The core idea is brilliantly simple: you define a set of rules, each with a priority, a rate (between 0% and 100%), and a set of conditions to match requests. When a request comes in, X-Ray evaluates these rules in priority order (highest number wins) and applies the first rule that matches. It’s a classic priority-based rule engine, and you’re in charge.
The Anatomy of a Sampling Rule
Let’s break down what you’re actually defining. A sampling rule has three main components:
- Priority: An integer (e.g., 100, 90, 10). Higher numbers equal higher priority. This is crucial because if a request matches two rules, the one with priority 100 wins over the one with priority 90. You use this to ensure your most important rules aren’t accidentally overridden by broader, catch-all ones.
- Rate: The percentage of matching requests you want to sample. A rate of 0.05 means 5%, 1.0 means 100%. This is where you control the volume.
- Conditions: Attributes of the incoming request you can filter on. The big ones are:
- ServiceName: The logical name of your service (e.g.,
MyAwesomePaymentService). - ServiceType: The type of resource (e.g.,
AWS::ECS::Container,AWS::Lambda::Function). - Host: The hostname from the HTTP request.
- HTTPMethod: GET, POST, PUT, etc.
- URLPath: The path of the request (e.g.,
/api/users/*). Yes, you can use wildcards. - Fixed Target: This one is a bit weird. It’s a legacy holdover that lets you specify a minimum number of requests to sample per second before the rate applies. I’ll be honest, I almost never use it. The rate-based control is almost always what you want.
- ServiceName: The logical name of your service (e.g.,
Writing Your First Rule (The Code Part)
Enough theory. Let’s say you have a payment API endpoint that’s critical. You want to trace 100% of POST requests to /api/payment, but for everything else, you’re happy with a meager 1% sample rate. Here’s how you’d define that using the AWS CLI.
First, create a file named high-priority-rule.json. This is your crucial payment rule.
{
"RuleName": "PaymentApiRule",
"Priority": 100,
"FixedRate": 1.0,
"HTTPMethod": "POST",
"URLPath": "/api/payment",
"ServiceName": "MyAppBackend",
"ResourceARN": "*",
"ServiceType": "*",
"Host": "*",
"Attributes": {}
}
Next, create a low-priority-rule.json for the “catch-everything-else” scenario.
{
"RuleName": "DefaultLowRateRule",
"Priority": 10,
"FixedRate": 0.01,
"HTTPMethod": "*",
"URLPath": "*",
"ServiceName": "MyAppBackend",
"ResourceARN": "*",
"ServiceType": "*",
"Host": "*",
"Attributes": {}
}
Now, create them using the AWS CLI. Notice the order doesn’t matter; the Priority field is what dictates evaluation order.

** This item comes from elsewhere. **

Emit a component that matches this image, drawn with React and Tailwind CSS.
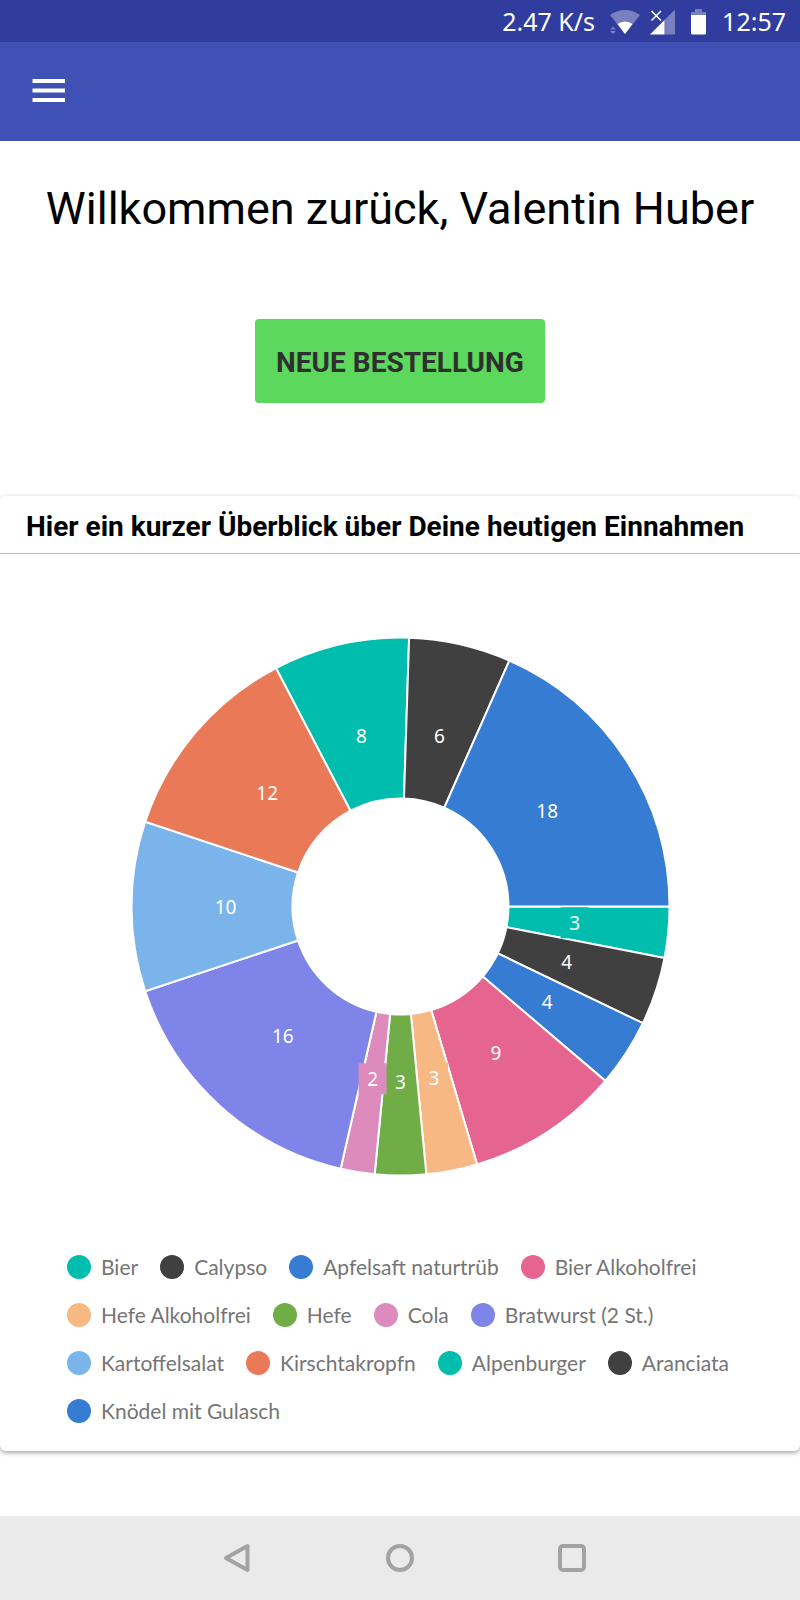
const ITEMS = [
  { name: 'Bier', value: 3, color: '#00bdae' },
  { name: 'Calypso', value: 4, color: '#404041' },
  { name: 'Apfelsaft naturtrüb', value: 4, color: '#357cd2' },
  { name: 'Bier Alkoholfrei', value: 9, color: '#e56590' },
  { name: 'Hefe Alkoholfrei', value: 3, color: '#f8b883' },
  { name: 'Hefe', value: 3, color: '#70ad47' },
  { name: 'Cola', value: 2, color: '#dd8abd' },
  { name: 'Bratwurst (2 St.)', value: 16, color: '#7f84e8' },
  { name: 'Kartoffelsalat', value: 10, color: '#7bb4eb' },
  { name: 'Kirschtakropfn', value: 12, color: '#ea7a57' },
  { name: 'Alpenburger', value: 8, color: '#00bdae' },
  { name: 'Aranciata', value: 6, color: '#404041' },
  { name: 'Knödel mit Gulasch', value: 18, color: '#357cd2' },
];

const CX = 400.5;
const CY = 352.5;
const OUTER = 269;
const INNER = 108;
const LABEL = 175;

const point = (radius, angle) => [
  CX + radius * Math.cos(angle),
  CY + radius * Math.sin(angle),
];

function buildSlices(items) {
  const total = items.reduce((sum, item) => sum + item.value, 0);
  let angle = 0;
  return items.map((item) => {
    const start = angle;
    const end = start + (item.value / total) * Math.PI * 2;
    angle = end;
    const large = end - start > Math.PI ? 1 : 0;
    const d = [
      `M${point(OUTER, start)}`,
      `A${OUTER},${OUTER} 0 ${large} 1 ${point(OUTER, end)}`,
      `L${point(INNER, end)}`,
      `A${INNER},${INNER} 0 ${large} 0 ${point(INNER, start)}`,
      'Z',
    ].join(' ');
    return { ...item, d, label: point(LABEL, (start + end) / 2) };
  });
}

function StatusBar() {
  return (
    <div className="flex h-[42px] items-center justify-end bg-[#303d9e] pt-px pr-[14px] font-['Noto_Sans',sans-serif] text-[25px] text-white">
      <span>2.47 K/s</span>
      <svg className="ml-[14px] h-[26px] w-8" viewBox="0 0 32 26" aria-hidden="true">
        <path d="M1 6Q16-4 31 6L16 25Z" fill="#fff" fillOpacity=".35" />
        <path d="M8.5 15Q16 10 23.500 15L16 25Z" fill="#fff" />
        <path d="M1 20.500L4 17.500L7 20.500ZM1 22L4 25L7 22Z" fill="#fff" fillOpacity=".35" />
      </svg>
      <svg className="ml-[9px] h-[26px] w-[26px]" viewBox="0 0 26 26" aria-hidden="true">
        <path d="M14.500 11L25 .5V25.500H14.500Z" fill="#fff" fillOpacity=".35" />
        <path d="M0 25.500L14.500 11V25.500Z" fill="#fff" />
        <path d="M1.500 2L11 11.500M11 2L1.500 11.500" stroke="#303d9e" strokeWidth="4" />
        <path d="M1.500 2L11 11.500M11 2L1.500 11.500" stroke="#fff" strokeWidth="1.500" />
      </svg>
      <svg className="ml-[15px] h-[26px] w-[15px]" viewBox="0 0 15 26" aria-hidden="true">
        <path d="M4 0H11V3H15V6H0V3H4Z" fill="#fff" fillOpacity=".35" />
        <path d="M0 6H15V24a1.500 1.500 0 0 1-1.500 1.500H1.500A1.500 1.500 0 0 1 0 24Z" fill="#fff" />
      </svg>
      <span className="ml-4">12:57</span>
    </div>
  );
}

function DonutChart() {
  const slices = buildSlices(ITEMS);
  return (
    <svg className="block w-full" viewBox="0 0 800 689" role="img" aria-label="Einnahmen nach Artikel">
      {slices.map((s) => (
        <path key={s.name} d={s.d} fill={s.color} stroke="#fff" strokeWidth="2" />
      ))}
      {slices.map((s) => (
        <g key={s.name}>
          <rect x={s.label[0] - 14} y={s.label[1] - 16} width="28" height="31" fill={s.color} />
          <text
            x={s.label[0]}
            y={s.label[1] + 7}
            textAnchor="middle"
            fill="#fff"
            className="font-['Noto_Sans',sans-serif] text-[19px]"
          >
            {s.value}
          </text>
        </g>
      ))}
    </svg>
  );
}

function Legend() {
  return (
    <ul className="flex flex-wrap gap-x-[22px] pr-12 pb-4 pl-[67px] font-['Lato',sans-serif] text-[21px] text-[#757575]">
      {ITEMS.map((item) => (
        <li key={item.name} className="flex h-12 items-center gap-[10px] whitespace-nowrap">
          <span className="size-6 shrink-0 rounded-full" style={{ backgroundColor: item.color }} />
          {item.name}
        </li>
      ))}
    </ul>
  );
}

function NavigationBar() {
  return (
    <nav className="mt-auto flex h-[84px] items-center justify-center gap-[133px] bg-[#eaeaea] text-[#a3a3a3]">
      <button type="button" aria-label="Zurück" className="flex w-[39px] justify-end">
        <svg className="size-[30px]" viewBox="0 0 30 30" fill="none" stroke="currentColor" strokeWidth="4" strokeLinejoin="round">
          <path d="M25.500 3V27L4 15Z" />
        </svg>
      </button>
      <button type="button" aria-label="Startseite">
        <svg className="size-[30px]" viewBox="0 0 30 30" fill="none" stroke="currentColor" strokeWidth="4">
          <circle cx="15" cy="15" r="12" />
        </svg>
      </button>
      <button type="button" aria-label="Letzte Apps" className="ml-[9px]">
        <svg className="size-[30px]" viewBox="0 0 30 30" fill="none" stroke="currentColor" strokeWidth="4">
          <rect x="3" y="3" width="24" height="24" rx="3" />
        </svg>
      </button>
    </nav>
  );
}

export default function App() {
  return (
    <div className="flex min-h-screen flex-col bg-white font-['Roboto',sans-serif] text-black">
      <StatusBar />
      <header className="flex h-[99px] items-center bg-[#3f51b5] px-8 pb-0.5">
        <button type="button" aria-label="Menü" className="text-white">
          <svg className="block h-6 w-[34px]" viewBox="0 0 34 24" fill="currentColor">
            <path d="M.5 0H33V4H.5ZM.5 9.500H33V13.500H.5ZM.5 19H33V23H.5Z" />
          </svg>
        </button>
      </header>
      <main className="flex flex-col items-center">
        <h1 className="mt-10 text-center text-[45px] leading-[56px]">Willkommen zurück, Valentin Huber</h1>
        <button
          type="button"
          className="mt-[82px] h-[84px] rounded bg-[#5cd85c] px-[21px] pt-1 text-[28px] font-bold text-[#2f2f2f]"
        >
          NEUE BESTELLUNG
        </button>
        <section className="mt-[92px] w-full rounded-md border-t border-[#f3f3f3] shadow-[0_2px_4px_rgba(0,0,0,0.35)]">
          <h2 className="flex h-[58px] items-center border-b border-[#b8b8b8] px-[26px] pt-1 text-[28px] font-bold">
            Hier ein kurzer Überblick über Deine heutigen Einnahmen
          </h2>
          <DonutChart />
          <Legend />
        </section>
      </main>
      <NavigationBar />
    </div>
  );
}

aws xray create-sampling-rule --cli-input-json file://high-priority-rule.json
aws xray create-sampling-rule --cli-input-json file://low-priority-rule.json
And just like that, you’ve gone from chaotic default sampling to a targeted, intelligent strategy. You can view your active rules with:
aws xray get-sampling-rules
The “Reservoir” Pitfall and the Default Rule
Here’s the first “gotcha.” Remember that default sampling behavior I mentioned? Well, AWS creates a default rule named Default for you with a priority of 10000. Yes, you read that right. A priority of ten thousand. This means it will trump any rule you create with a priority below that, which is basically all of them unless you specifically try to beat it.

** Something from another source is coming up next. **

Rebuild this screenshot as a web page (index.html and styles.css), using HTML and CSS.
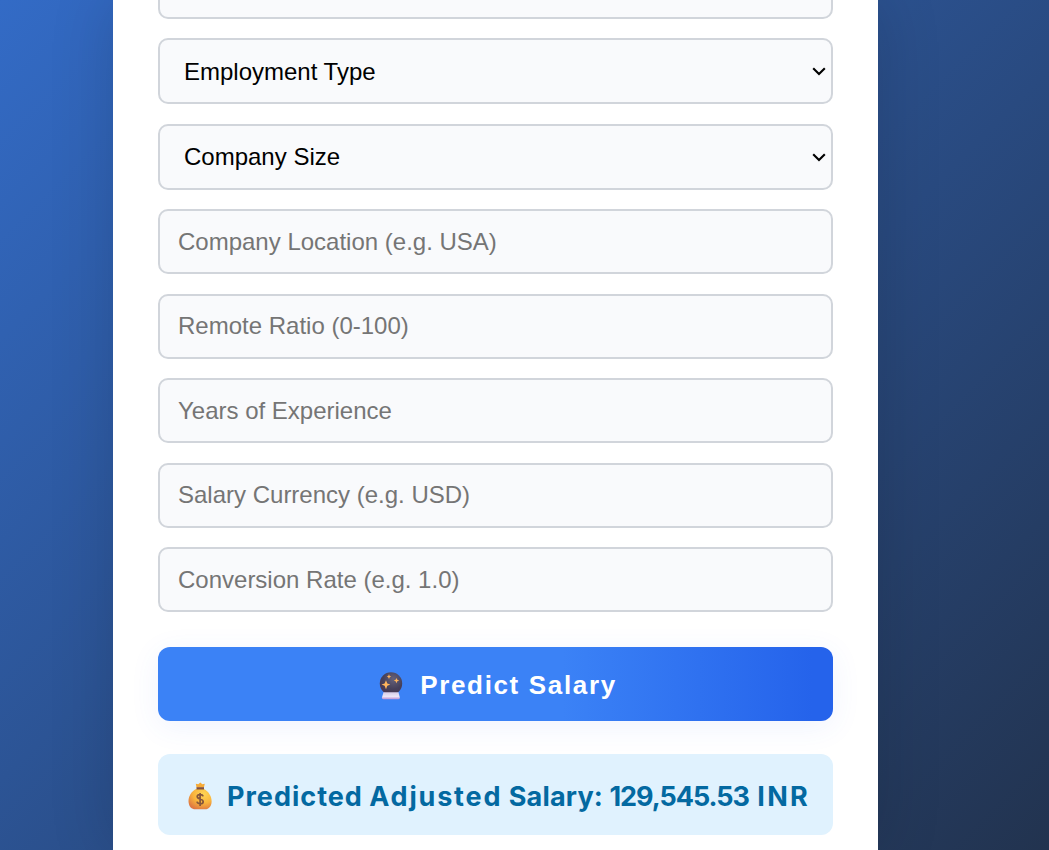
FILE: index.html
```html
<!DOCTYPE html>
<html lang="en">
<head>
<meta charset="utf-8">
<title>Salary Prediction</title>
<link rel="stylesheet" href="styles.css">
</head>
<body>
<main class="card">
  <form class="form">
    <input class="field" type="text" aria-label="Job details">
    <div class="select-wrap">
      <select class="field select" aria-label="Employment Type"><option>Employment Type</option></select>
      <svg class="chevron" viewBox="0 0 14 9" aria-hidden="true"><path d="M1.200 1.200L7 7L12.800 1.200"/></svg>
    </div>
    <div class="select-wrap">
      <select class="field select" aria-label="Company Size"><option>Company Size</option></select>
      <svg class="chevron" viewBox="0 0 14 9" aria-hidden="true"><path d="M1.200 1.200L7 7L12.800 1.200"/></svg>
    </div>
    <input class="field" type="text" placeholder="Company Location (e.g. USA)">
    <input class="field" type="text" placeholder="Remote Ratio (0-100)">
    <input class="field" type="text" placeholder="Years of Experience">
    <input class="field" type="text" placeholder="Salary Currency (e.g. USD)">
    <input class="field" type="text" placeholder="Conversion Rate (e.g. 1.0)">
    <button class="submit" type="button">
      <svg class="ball" viewBox="0 0 24 28" aria-hidden="true">
        <defs>
          <radialGradient id="glass" cx=".6" cy=".3" r=".75"><stop offset="0" stop-color="#65617a"/><stop offset=".6" stop-color="#45405a"/><stop offset="1" stop-color="#4a344f"/></radialGradient>
          <linearGradient id="base" x2="0" y2="1"><stop offset="0" stop-color="#d5cce8"/><stop offset=".6" stop-color="#eee6f7"/><stop offset="1" stop-color="#bd91d5"/></linearGradient>
        </defs>
        <circle cx="12" cy="11.5" r="11.2" fill="url(#glass)"/>
        <path d="M4.500 20.300H19.500L20.900 25.800Q20.900 27.200 19.500 27.200H4.300Q2.800 27.200 2.900 25.800Z" fill="url(#base)"/>
        <path d="M7 8.200L8.300 11.500L11.300 12.500L8.300 13.800L7 17.300L5.600 13.800L2.500 12.500L5.600 11.500ZM10 2.300L10.700 4L12.300 4.600L10.700 5.200L10 7.100L9.200 5.200L7.700 4.600L9.200 4ZM17.500 5.900L18.300 7.700L20.200 8.400L18.300 9.200L17.500 11.200L16.600 9.200L14.800 8.400L16.600 7.700Z" fill="#ffb45c"/>
      </svg>
      <span>Predict Salary</span>
    </button>
  </form>
  <div class="result">
    <svg class="bag" viewBox="0 0 24 28" aria-hidden="true">
      <defs><radialGradient id="gold" cx=".65" cy=".25" r=".8"><stop offset="0" stop-color="#ffd655"/><stop offset=".55" stop-color="#f9b53c"/><stop offset="1" stop-color="#df7842"/></radialGradient></defs>
      <path d="M8 7C3.500 9.500 .5 14 .5 19C.5 25 4 27.300 7 27.300H17C21 27.300 23.600 24 23.600 19.500C23.600 14 20.500 9.500 16 7Z" fill="url(#gold)"/>
      <path d="M8.500 5.500L7.800 1.800L10.300 2.300L12.300 .5L14.300 2.300L16.800 1.800L15.900 5.500Z" fill="#f6ab37"/>
      <path d="M8.500 5.200H16V7.500H8.500Z" fill="#80503f"/>
      <path d="M15 14.300C14.500 11.900 9.200 11.900 9.200 14.600C9.200 17.700 15.200 16.400 15.200 19.700C15.200 22.400 9.500 22.400 9 19.700M12.100 11V24" fill="none" stroke="#85563b" stroke-width="1.700"/>
    </svg>
    <span class="result-text"><span class="label-a">Predicted</span> <span class="label-b">Adjusted</span> <span class="label-c">Salary:</span> <span class="amount">129,545.53</span> <span class="currency">INR</span></span>
  </div>
</main>
</body>
</html>
```
FILE: styles.css
```css
* { box-sizing: border-box; }
body {
  margin: 0;
  height: 850px;
  overflow: hidden;
  background: linear-gradient(135deg, #336bc6, #22334f);
  font-family: "Liberation Sans", Arial, sans-serif;
}
.card {
  display: flow-root;
  width: 765px;
  height: 850px;
  margin-left: 113px;
  padding: 0 45px;
  background: #fff;
  box-shadow: 0 0 60px rgba(0, 0, 0, .15);
}
.form { display: flex; flex-direction: column; gap: 19.5px; margin-top: -46.3px; }
.field {
  display: block;
  flex: none;
  width: 100%;
  height: 65px;
  margin: 0;
  padding: 0 18px;
  border: 2px solid #d1d5db;
  border-radius: 10px;
  background: #f9fafc;
  color: #000;
  font: 24px "Liberation Sans", Arial, sans-serif;
}
.field::placeholder { color: #757575; }
.select-wrap { position: relative; }
.select { height: 66px; padding: 0 0 0 24px; appearance: none; }
.chevron {
  position: absolute;
  right: 7px;
  top: 29px;
  width: 14px;
  height: 9px;
  fill: none;
  stroke: #000;
  stroke-width: 2.1;
  pointer-events: none;
}
.submit {
  display: flex;
  align-items: center;
  justify-content: center;
  gap: 17px;
  height: 74px;
  margin: 15.3px 0 0;
  padding: 3px 0 0 5px;
  border: 0;
  border-radius: 12px;
  background: linear-gradient(to right, #3b82f6 0%, #3b82f6 60%, #2563eb 97%);
  box-shadow: 0 6px 30px rgba(59, 100, 246, .08);
  color: #fff;
  font: bold 26px "Liberation Sans", Arial, sans-serif;
  letter-spacing: 1.65px;
}
.ball, .bag { width: 24px; height: 28px; flex: none; }
.result {
  display: flex;
  align-items: center;
  gap: 15px;
  height: 81px;
  margin-top: 33px;
  padding: 3px 0 0 30px;
  border-radius: 12px;
  background: #e0f2fe;
  color: #0369a1;
  font: bold 27px Inter, sans-serif;
  white-space: nowrap;
}
.label-a { letter-spacing: 1px; }
.label-b { letter-spacing: 1.8px; }
.label-c { letter-spacing: .2px; }
.amount { letter-spacing: -1.05px; margin-right: 2px; }
.currency { letter-spacing: 2.3px; }
```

This default rule uses that legacy “Fixed Target” reservoir I warned you about. It’s designed to ensure you always get some data, but it can completely mess with your carefully planned rates for low-traffic services. The best practice? You must manage the default rule. Either update it to a very low fixed rate (like 0.01) or, my preferred method, delete it entirely once you have your own rules in place. Don’t let this silent priority-10000 assassin undermine your plans.

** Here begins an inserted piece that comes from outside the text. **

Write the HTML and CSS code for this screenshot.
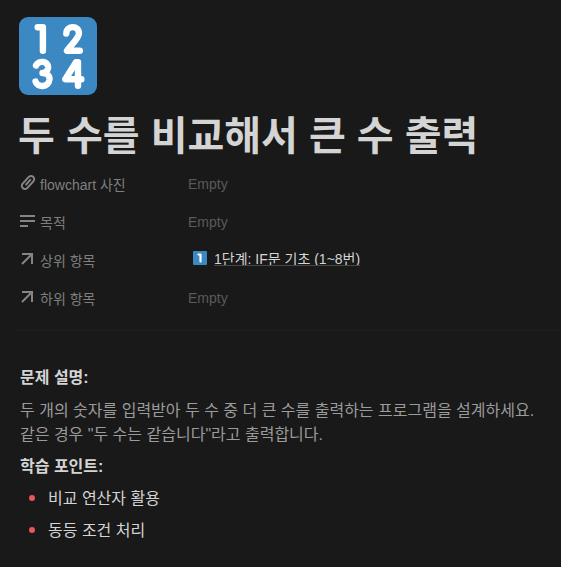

# Get the rule name and version to delete it
aws xray delete-sampling-rule --rule-name Default --region us-east-1
Best Practices from the Trenches
- Start Conservative: Begin with a very low global rate (1-5%). It’s much easier to increase the rate because you need more data than it is to explain to your finance department why you spent thousands on traces last month.
- Use High Priority for Errors: One of the best uses of high-priority rules is to sample a much higher rate (or even 100%) of requests with HTTP 5xx status codes. Errors are often the most important thing to debug, and you can’t debug what you don’t trace.
- Rule Limits: Be aware you can only have 100 sampling rules per account/region. This sounds like a lot until you have a microservices architecture. You might need to use broader wildcards or manage rules more centrally.
- It’s Not Just for Lambdas: While serverless folks think of this first, these rules are incredibly powerful for controlling trace volume from EC2, ECS, or EKS workloads where the X-Ray daemon is running on every host, potentially spamming your trace intake.
The goal isn’t to trace everything. The goal is to trace smartly. Sampling rules are how you stop paying for noise and start paying for signal.